The Waltz King
Reading the title of this article, followers of classical music may assume I’m referring to Johann Strauss, the Austrian composer who popularized the waltz in the late 1800s. Some of his hits included “The Blue Danube,” “The Emperor Waltz,” and “Tales from the Vienna Woods.”
In fact, I’ve got a different waltz king in mind, one you may not think of in that way. It’s the American songwriter Richard Rodgers.
In his lifetime, Rodgers had two great collaborators. The first was lyricist Lorenz Hart, shown here, with whom he wrote 28 musicals and over 500 songs, including such classics as “Blue Moon,” “Isn’t It Romantic,” “This Can’t Be Love,” and the immortal “My Funny Valentine.”
Hart died in 1943, and Rodgers began working with a different lyricist, Oscar Hammerstein II. Hammerstein’s lyrics, unlike the clever, painful words of Hart, were simple and heartwarming, such as “Shall We Dance?,” “Getting to Know You,” and “People Will Say We’re in Love.”

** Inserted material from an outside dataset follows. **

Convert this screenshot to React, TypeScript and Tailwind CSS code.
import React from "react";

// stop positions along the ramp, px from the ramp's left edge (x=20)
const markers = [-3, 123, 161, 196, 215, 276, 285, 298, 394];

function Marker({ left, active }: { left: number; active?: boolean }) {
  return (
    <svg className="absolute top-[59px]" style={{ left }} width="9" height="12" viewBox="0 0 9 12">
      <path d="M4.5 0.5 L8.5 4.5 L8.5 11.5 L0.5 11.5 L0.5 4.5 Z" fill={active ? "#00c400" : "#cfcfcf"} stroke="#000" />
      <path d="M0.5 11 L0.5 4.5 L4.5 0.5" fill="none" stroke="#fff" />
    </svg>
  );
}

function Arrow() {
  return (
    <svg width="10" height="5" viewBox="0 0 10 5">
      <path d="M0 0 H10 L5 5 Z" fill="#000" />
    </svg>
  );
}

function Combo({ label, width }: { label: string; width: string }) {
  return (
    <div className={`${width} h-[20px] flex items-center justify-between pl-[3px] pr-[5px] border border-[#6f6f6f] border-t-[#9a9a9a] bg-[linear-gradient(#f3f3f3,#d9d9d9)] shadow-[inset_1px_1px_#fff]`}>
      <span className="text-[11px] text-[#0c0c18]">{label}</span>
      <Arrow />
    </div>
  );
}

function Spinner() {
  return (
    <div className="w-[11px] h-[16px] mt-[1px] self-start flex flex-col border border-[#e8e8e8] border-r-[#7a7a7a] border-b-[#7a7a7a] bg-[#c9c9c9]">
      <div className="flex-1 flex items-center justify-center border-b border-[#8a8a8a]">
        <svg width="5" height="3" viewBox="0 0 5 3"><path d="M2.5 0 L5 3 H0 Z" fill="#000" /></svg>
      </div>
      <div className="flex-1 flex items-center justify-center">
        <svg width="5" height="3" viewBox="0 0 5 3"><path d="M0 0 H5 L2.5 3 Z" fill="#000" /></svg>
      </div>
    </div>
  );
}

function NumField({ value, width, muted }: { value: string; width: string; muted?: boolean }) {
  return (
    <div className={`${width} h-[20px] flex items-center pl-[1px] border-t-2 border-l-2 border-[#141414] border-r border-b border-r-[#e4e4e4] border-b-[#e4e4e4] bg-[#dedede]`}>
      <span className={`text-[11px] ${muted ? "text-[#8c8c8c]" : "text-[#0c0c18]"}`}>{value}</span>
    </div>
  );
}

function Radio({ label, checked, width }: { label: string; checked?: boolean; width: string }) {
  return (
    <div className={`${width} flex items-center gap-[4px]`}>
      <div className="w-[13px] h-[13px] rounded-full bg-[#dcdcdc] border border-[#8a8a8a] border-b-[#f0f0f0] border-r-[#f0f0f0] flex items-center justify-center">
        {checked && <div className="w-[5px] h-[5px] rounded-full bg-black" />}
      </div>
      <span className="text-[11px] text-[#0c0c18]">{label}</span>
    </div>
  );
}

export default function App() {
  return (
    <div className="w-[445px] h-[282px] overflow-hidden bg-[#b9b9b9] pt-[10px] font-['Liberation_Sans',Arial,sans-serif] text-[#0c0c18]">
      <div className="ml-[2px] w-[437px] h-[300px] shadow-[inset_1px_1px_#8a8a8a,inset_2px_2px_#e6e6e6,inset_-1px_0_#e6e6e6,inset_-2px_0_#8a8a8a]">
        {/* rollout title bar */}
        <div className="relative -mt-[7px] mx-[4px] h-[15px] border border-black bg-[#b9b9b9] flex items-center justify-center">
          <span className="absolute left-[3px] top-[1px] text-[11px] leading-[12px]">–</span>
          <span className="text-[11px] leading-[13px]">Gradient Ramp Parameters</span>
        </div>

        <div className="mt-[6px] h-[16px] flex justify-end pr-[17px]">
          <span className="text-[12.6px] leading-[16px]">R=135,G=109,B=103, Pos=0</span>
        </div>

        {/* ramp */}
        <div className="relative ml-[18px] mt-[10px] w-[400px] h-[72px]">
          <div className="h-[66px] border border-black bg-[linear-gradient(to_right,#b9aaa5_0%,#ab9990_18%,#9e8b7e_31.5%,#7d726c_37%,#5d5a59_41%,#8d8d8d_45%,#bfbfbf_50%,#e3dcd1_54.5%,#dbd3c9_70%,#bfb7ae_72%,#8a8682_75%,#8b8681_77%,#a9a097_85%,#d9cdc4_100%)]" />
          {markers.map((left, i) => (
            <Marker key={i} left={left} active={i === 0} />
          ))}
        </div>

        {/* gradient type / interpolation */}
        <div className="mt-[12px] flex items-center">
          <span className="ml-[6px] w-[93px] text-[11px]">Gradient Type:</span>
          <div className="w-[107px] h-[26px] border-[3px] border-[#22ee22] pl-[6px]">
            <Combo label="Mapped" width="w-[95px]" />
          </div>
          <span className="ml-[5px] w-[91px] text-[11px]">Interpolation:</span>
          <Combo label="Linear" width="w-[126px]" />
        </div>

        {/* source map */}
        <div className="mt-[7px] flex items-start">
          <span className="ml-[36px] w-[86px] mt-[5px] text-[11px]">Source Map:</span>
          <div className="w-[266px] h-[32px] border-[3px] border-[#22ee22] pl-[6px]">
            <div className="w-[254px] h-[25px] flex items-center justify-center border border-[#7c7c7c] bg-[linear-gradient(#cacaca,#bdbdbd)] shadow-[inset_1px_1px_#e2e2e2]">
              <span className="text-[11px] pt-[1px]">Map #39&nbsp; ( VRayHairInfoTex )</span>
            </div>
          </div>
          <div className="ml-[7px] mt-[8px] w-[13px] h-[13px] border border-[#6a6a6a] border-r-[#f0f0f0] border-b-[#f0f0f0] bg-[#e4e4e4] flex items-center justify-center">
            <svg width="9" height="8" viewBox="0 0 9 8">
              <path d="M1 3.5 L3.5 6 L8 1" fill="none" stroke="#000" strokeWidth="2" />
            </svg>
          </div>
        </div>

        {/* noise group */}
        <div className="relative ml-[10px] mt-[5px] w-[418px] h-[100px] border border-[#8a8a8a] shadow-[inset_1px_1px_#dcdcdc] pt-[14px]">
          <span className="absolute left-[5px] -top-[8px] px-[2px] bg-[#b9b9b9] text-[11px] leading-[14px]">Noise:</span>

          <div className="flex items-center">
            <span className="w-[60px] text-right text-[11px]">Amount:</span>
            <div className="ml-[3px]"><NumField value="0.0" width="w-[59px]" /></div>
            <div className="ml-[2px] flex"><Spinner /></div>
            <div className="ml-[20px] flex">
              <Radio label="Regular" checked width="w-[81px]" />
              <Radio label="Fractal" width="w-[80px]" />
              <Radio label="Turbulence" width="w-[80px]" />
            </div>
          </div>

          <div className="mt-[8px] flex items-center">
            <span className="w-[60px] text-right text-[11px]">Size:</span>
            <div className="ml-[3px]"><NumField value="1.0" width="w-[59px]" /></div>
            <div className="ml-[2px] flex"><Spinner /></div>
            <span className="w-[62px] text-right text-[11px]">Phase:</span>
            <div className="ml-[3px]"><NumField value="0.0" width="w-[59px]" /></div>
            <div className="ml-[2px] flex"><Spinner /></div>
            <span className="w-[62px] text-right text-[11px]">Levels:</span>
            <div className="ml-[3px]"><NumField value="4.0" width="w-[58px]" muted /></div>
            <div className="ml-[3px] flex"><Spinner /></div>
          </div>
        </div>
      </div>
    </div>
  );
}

What many listeners don’t realize is that, especially in his years with Hammerstein, some of Rodgers’s best melodies were in 3/4 time. I’m thinking of such classics as “Oh, What a Beautiful Mornin’,” “Hello, Young Lovers,” and “My Favorite Things,” all of which in fact used 3/4 time, making them waltzes, even though we may not think of them that way.
Rodgers in fact created melodies of all kinds, and could do so in minutes. Hammerstein would take days to craft a satisfying lyric, then hand it to Rodgers and get it back the next morning with a perfect finished song.
These days, the work of Rodgers and Hammerstein has fallen out of favor, criticized as being in poor taste or even corny. Audiences are more interested in the music of Stephen Sondheim, which seems to better fit our current frame of mind.
Personally, I love both Sondheim’s dark, cerebral work and Rodger and Hammerstein’s simple beauty, presented so frequently and charmingly in the form of a waltz.